What are the purposes of higher education? When undergraduates 'declare their majors,' they agree to enter into a world defined by the parameters of a particular academic discourse, a discipline. But who decides those parameters? How do they come about? What are the discussions and proposed outcomes of disciplined inquiry? What should an undergraduate know to be considered educated in a discipline? How does the disciplinary knowledge base inform its pedagogy? Why are there different disciplines? When has a discipline 'run its course'? Where do new disciplines come from? Where do old ones go? How does a discipline produce its knowledge? What are the meanings and purposes of disciplinary research and teaching? What are the key questions of disciplined inquiry? What questions are taboo within a discipline? What can the disciplines learn from one another? What might they not want to learn and why?
Once we begin asking these kinds of questions, positionality becomes a key issue. One reason why there aren't many books on the meaning and purpose of higher education is that once such questions are opened for discussion, one's subjectivity becomes an issue with respect to the presumed objective stances of Western higher education. Academics don't have positions because positions are 'biased,' 'subjective,' 'slanted,' and therefore somehow invalid. So the first thing to do is to provide a sense, however broad and general, of what dinds of positionalities will inform the books and chapters on the above questions. Certainly the questions themselves, and any others we might ask, are already suggesting a particular 'bent,' but as the series takes shape, the authors we engage will no doubt have positions on these questions.

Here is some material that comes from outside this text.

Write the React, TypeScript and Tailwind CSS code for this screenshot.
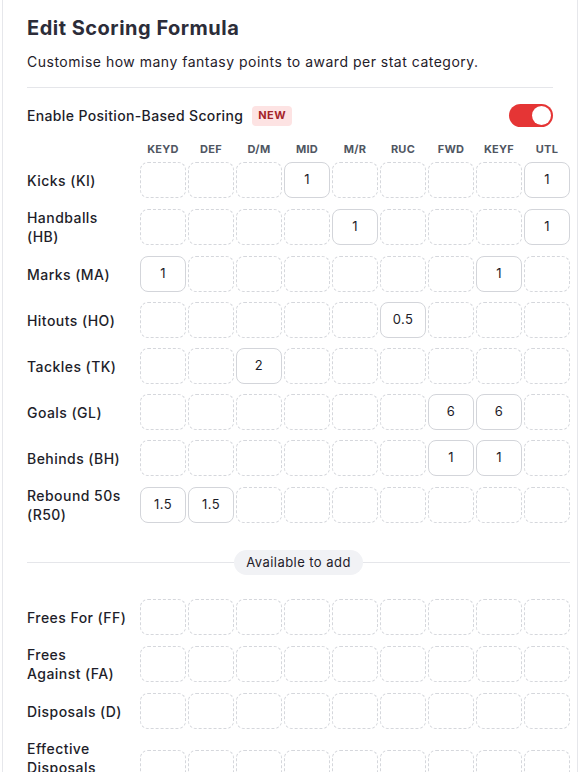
import { useState } from 'react'

const POSITIONS = ['KEYD', 'DEF', 'D/M', 'MID', 'M/R', 'RUC', 'FWD', 'KEYF', 'UTL'] as const

type Pos = (typeof POSITIONS)[number]

interface StatRow {
  label: string[]
  values: Partial<Record<Pos, string>>
}

const ACTIVE: StatRow[] = [
  { label: ['Kicks (KI)'], values: { MID: '1', UTL: '1' } },
  { label: ['Handballs', '(HB)'], values: { 'M/R': '1', UTL: '1' } },
  { label: ['Marks (MA)'], values: { KEYD: '1', KEYF: '1' } },
  { label: ['Hitouts (HO)'], values: { RUC: '0.5' } },
  { label: ['Tackles (TK)'], values: { 'D/M': '2' } },
  { label: ['Goals (GL)'], values: { FWD: '6', KEYF: '6' } },
  { label: ['Behinds (BH)'], values: { FWD: '1', KEYF: '1' } },
  { label: ['Rebound 50s', '(R50)'], values: { KEYD: '1.5', DEF: '1.5' } },
]

const AVAILABLE: StatRow[] = [
  { label: ['Frees For (FF)'], values: {} },
  { label: ['Frees', 'Against (FA)'], values: {} },
  { label: ['Disposals (D)'], values: {} },
  { label: ['Effective', 'Disposals', '(ED)'], values: {} },
]

function Cell({ value }: { value?: string }) {
  if (!value) {
    return <div className="w-[46px] h-9 rounded-lg border border-dashed border-[#d5d7dc]" />
  }
  return (
    <div className="w-[46px] h-9 rounded-lg border border-[#d3d5da] bg-white flex items-center justify-center text-[13px] text-[#1c1c28]">
      {value}
    </div>
  )
}

function Row({ row }: { row: StatRow }) {
  return (
    <div className="flex items-center">
      <div className="w-[113px] shrink-0 text-sm font-medium leading-[19px] text-[#1e1e2a]">
        {row.label.map(line => (
          <div key={line}>{line}</div>
        ))}
      </div>
      <div className="flex gap-[2px]">
        {POSITIONS.map(p => (
          <Cell key={p} value={row.values[p]} />
        ))}
      </div>
    </div>
  )
}

export default function App() {
  const [enabled, setEnabled] = useState(true)

  return (
    <div className="min-h-screen bg-white pl-[2px] pr-[4px] font-['Inter',sans-serif] tracking-[0.45px]">
      <div className="border-x border-[#e6e7eb] px-6 pt-[14px] pb-10">
        {/* Heading */}
        <h1 className="text-[20px] leading-7 font-bold tracking-[0.5px] text-[#2c2d39]">Edit Scoring Formula</h1>
        <p className="mt-[10px] text-sm leading-5 tracking-[0.5px] text-[#1f2029]">
          Customise how many fantasy points to award per stat category.
        </p>
        <div className="mt-[15px] h-px bg-[#e5e6ea]" />

        {/* Toggle */}
        <div className="mt-4 flex items-center h-[23px]">
          <span className="text-sm font-medium tracking-[0.35px] text-[#1e1e2a]">Enable Position-Based Scoring</span>
          <span className="ml-[9px] rounded px-[6px] h-5 flex items-center text-[11px] font-bold text-[#a5242a] bg-[#fde3e3]">
            NEW
          </span>
          <button
            onClick={() => setEnabled(v => !v)}
            className={`ml-auto w-11 h-[23px] rounded-full p-[2px] flex items-center ${enabled ? 'bg-[#e53535] justify-end' : 'bg-[#d1d5db] justify-start'}`}
          >
            <span className="w-[19px] h-[19px] rounded-full bg-white" />
          </button>
        </div>

        {/* Column headers */}
        <div className="mt-[14px] flex">
          <div className="w-[113px] shrink-0" />
          <div className="flex gap-[2px]">
            {POSITIONS.map(p => (
              <div key={p} className="w-[46px] text-center text-[11px] leading-4 font-bold tracking-wide text-[#505662]">
                {p}
              </div>
            ))}
          </div>
        </div>

        {/* Active stats */}
        <div className="mt-[5px] w-[543px] flex flex-col gap-[10px]">
          {ACTIVE.map(r => (
            <Row key={r.label.join(' ')} row={r} />
          ))}
        </div>

        {/* Divider */}
        <div className="mt-[26px] w-[543px] flex items-center">
          <div className="flex-1 h-px bg-[#e5e6ea]" />
          <span className="px-3 h-[25px] flex items-center rounded-full bg-[#f1f2f5] text-[13px] text-[#1f2029]">
            Available to add
          </span>
          <div className="flex-1 h-px bg-[#e5e6ea]" />
        </div>

        {/* Available stats */}
        <div className="mt-6 w-[543px] flex flex-col gap-[10px]">
          {AVAILABLE.map(r => (
            <Row key={r.label.join(' ')} row={r} />
          ))}
        </div>
      </div>
    </div>
  )
}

From the stance of interdisciplinary, multidisciplinary, or transdisciplinary practitioners, will the chapters and books we solicit solidify disciplinary discourses, or liquefy them? Depending on who is asked, interdisciplinary inquiry is either a polite collaboration among scholars firmly situated in their own particular discourses, or it is a blurring of the restrictive parameters that define the very notion of disciplinary discourse. So will the series have a stance on the meaning and purpose of interdisciplinary inquiry and teaching? This can possibly be finessed by attracted thinkers from disciplines that are already multicisciplinary, e.g., the various knids of 'studies' programs (Women's, Islamic, American, Cultural, etc.), or the hybrid disciplines like Ethnomusicology (Musicology, Folklore, Anthropology). But by including people from these fields (areas? disciplines?) in our series, we are already taking a stand on disciplined inquiry. A question on the comprehensive exam for the Columbia University Ethnomusicology Program was to defend Ethnomusicology as a 'field' or a 'discipline.' One's answer determined one's future, at least to the extent that the gatekeepers had a say in such matters. So, in the end, what we are proposing will no doubt involve political struggles.